● DO THIS
Every line with the string "React" should be gathered.

● DATA LINES
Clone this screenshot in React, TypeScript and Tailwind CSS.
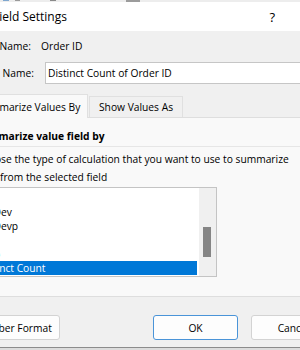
import React from "react";

export default function App() {
  return (
    <div className="w-[300px] h-[350px] overflow-hidden bg-[#f0f0f0] text-black font-['Open_Sans',sans-serif] text-[10.25px] leading-[14px]">
      {/* strip of the sheet behind */}
      <div className="h-[2px] bg-[#ededed] flex items-start">
        <span className="ml-[3px] w-[6px] h-[1px] bg-[#7fa7cf]" />
        <span className="ml-[6px] w-[5px] h-[1px] bg-[#9a9a9a]" />
        <span className="ml-[30px] w-[6px] h-[1px] bg-[#8a8a8a]" />
        <span className="ml-[70px] w-[14px] h-[2px] bg-[#9c9c9c]" />
      </div>

      {/* title bar */}
      <div className="h-[29px] bg-white flex items-center">
        <span className="ml-[-7px] text-[12px] leading-[16px] whitespace-nowrap">Field Settings</span>
        <span className="ml-auto mr-[25px] text-[13px] leading-[16px]">?</span>
      </div>

      {/* source name */}
      <div className="flex mt-[8px] h-[14px] items-center whitespace-nowrap">
        <span className="ml-[-36px] w-[77px] shrink-0">Source Name:</span>
        <span>Order ID</span>
      </div>

      {/* custom name */}
      <div className="flex mt-[9px] items-center whitespace-nowrap">
        <span className="ml-[-37px] w-[82px] shrink-0">Custom Name:</span>
        <div className="h-[22px] w-[280px] shrink-0 bg-white border border-[#c6c6c6] flex items-center pl-[2px]">
          Distinct Count of Order ID
        </div>
      </div>

      {/* tabs */}
      <div className="flex items-end mt-[10px] h-[23px] whitespace-nowrap">
        <div className="ml-[-32px] w-[120px] h-[24px] mb-[-1px] relative z-10 shrink-0 bg-[#f9f9f9] border border-b-0 border-[#e0e0e0] flex items-center pl-[9px]">
          Summarize Values By
        </div>
        <div className="ml-[1px] w-[94px] h-[21px] shrink-0 bg-[#f0f0f0] border border-b-0 border-[#e0e0e0] flex items-center justify-center">
          Show Values As
        </div>
      </div>

      {/* tab panel */}
      <div className="h-[180px] bg-[#f9f9f9] border-t border-b border-[#dedede] flex flex-col whitespace-nowrap">
        <div className="mt-[11px] ml-[-24px] font-bold">Summarize value field by</div>
        <div className="mt-[3px] h-px bg-[#e6e6e6]" />
        <div className="mt-[5px] ml-[-24px]">
          Choose the type of calculation that you want to use to summarize
        </div>
        <div className="mt-[4px] ml-[-24px]">data from the selected field</div>

        <div className="mt-[3px] ml-[-28px] w-[245px] h-[90px] bg-white border border-[#c4c4c4] flex">
          <div className="flex-1 pt-[3px] pr-[2px] flex flex-col">
            <div className="h-[14px] pl-[5px]">Min</div>
            <div className="h-[14px] pl-[5px]">StdDev</div>
            <div className="h-[14px] pl-[5px]">StdDevp</div>
            <div className="h-[14px] pl-[5px]">Var</div>
            <div className="h-[14px] pl-[5px]">Varp</div>
            <div className="h-[14px] pl-[5px] bg-[#0078d7] text-white">Distinct Count</div>
          </div>
          <div className="w-[17px] shrink-0 bg-[#f0f0f0] pt-[39px]">
            <div className="ml-[4px] w-[8px] h-[30px] bg-[#858585]" />
          </div>
        </div>
      </div>

      {/* buttons */}
      <div className="flex mt-[18px] h-[25px] whitespace-nowrap">
        <div className="ml-[-37px] w-[97px] shrink-0 bg-[#fdfdfd] border border-[#d3d3d3] rounded-[3px] flex items-center pl-[11px]">
          Number Format
        </div>
        <div className="ml-[93px] w-[85px] shrink-0 bg-[#fdfdfd] border border-[#4a94d8] rounded-[3px] flex items-center justify-center">
          OK
        </div>
        <div className="ml-[13px] w-[85px] shrink-0 bg-[#fdfdfd] border border-[#d3d3d3] rounded-[3px] flex items-center justify-center">
          Cancel
        </div>
      </div>

      {/* sheet behind */}
      <div className="mt-[7px] h-[3px] border-t border-[#8c8c8c] bg-[#dcdcdc]" />
    </div>
  );
}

● FULL ANSWER
Clone this screenshot in React, TypeScript and Tailwind CSS.
import React from "react";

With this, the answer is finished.